Дыхание сбивается. Я чувствую, как яд растекается по венам. Стискиваю зубы, но по щеке уже течёт кровавая слеза.
Мужчина открывает глаза — и в этот момент мадам отталкивает меня. Падаю на спину, пытаюсь прийти в себя. Взор натыкается на зеркальный потолок. Хорошая идея — матовые узоры... Не хочу видеть своё отражение в деталях. Сердце бьётся неровно. Кожа желтеет, на руках проступают сосудистые звёздочки.
Кто-то хватает меня подмышки, тащит к выходу. Голова кружится. Кровавые слёзы. Тошнота. Мысли еле пробиваются сквозь туман.

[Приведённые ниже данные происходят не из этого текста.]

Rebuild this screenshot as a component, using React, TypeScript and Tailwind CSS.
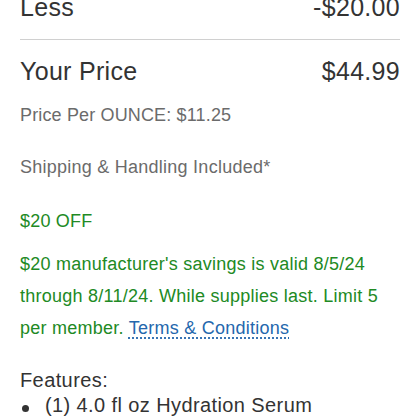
export default function App() {
  return (
    <div className="w-[420px] h-[420px] overflow-hidden bg-white px-5 [font-family:'Liberation_Sans',Arial,sans-serif]">
      <div className="-mt-[8px] flex justify-between border-b border-[#d0d0d0] pb-[17px] text-[25px] leading-[30px] tracking-[0.3px] text-[#333]">
        <span>Less</span>
        <span>-$20.00</span>
      </div>
      <div className="mt-[16px] flex justify-between text-[25px] leading-[30px] tracking-[0.3px] text-[#333]">
        <span>Your Price</span>
        <span>$44.99</span>
      </div>
      <p className="mt-[17px] text-[18px] leading-[24px] tracking-[0.15px] text-[#6b6b6b]">
        Price Per OUNCE: $11.25
      </p>
      <p className="mt-[28px] text-[18px] leading-[24px] tracking-[0.25px] text-[#6b6b6b]">
        Shipping &amp; Handling Included*
      </p>
      <p className="mt-[30px] text-[18px] leading-[24px] tracking-[0.2px] text-[#218a24]">
        $20 OFF
      </p>
      <p className="mt-[15px] whitespace-nowrap text-[18px] leading-[32px] tracking-[0.25px] text-[#218a24]">
        $20 manufacturer's savings is valid 8/5/24
        <br />
        through 8/11/24. While supplies last. Limit 5
        <br />
        per member.{" "}
        <a
          href="#"
          className="text-[#2467ad] underline decoration-dotted decoration-[#2467ad] underline-offset-[4px]"
        >
          Terms &amp; Conditions
        </a>
      </p>
      <p className="mt-[24px] text-[20px] leading-[25px] tracking-[0.4px] text-[#333]">Features:</p>
      <ul>
        <li className="flex items-start text-[20px] leading-[25px] tracking-[0.4px] text-[#333]">
          <span className="ml-[2px] mr-[16px] mt-[12px] h-[7px] w-[7px] shrink-0 rounded-full bg-[#333]" />
          <span className="whitespace-nowrap">(1) 4.0 fl oz Hydration Serum</span>
        </li>
      </ul>
    </div>
  );
}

О чём говорила эта женщина? Псионики... Печень... Надо... позвонить... Лу...
Меня вышвыривают на улицу. Холодный воздух обжигает лёгкие. На мгновение сознание проясняется. С трудом достаю телефон. Опираюсь спиной о бетонную стену. Не отключатся, Йонас, не сейчас.
— Хей, как ты? — голос Лу возвращает меня в реальность. Я все-таки ее набрал.
— Лу... — головокружение накатывает с новой силой. Свет фонарей становится нестерпимо ярким. Звуки – рвущими барабанные перепонки.
— Йонас? Йонас! Что случилось? — слышу панику в ее голосе.
— Лу... это... органы... — язык заплетается.
— Где ты?!
— Это всё... из-за органов... — успеваю прошептать, прежде чем тьма накрывает с головой.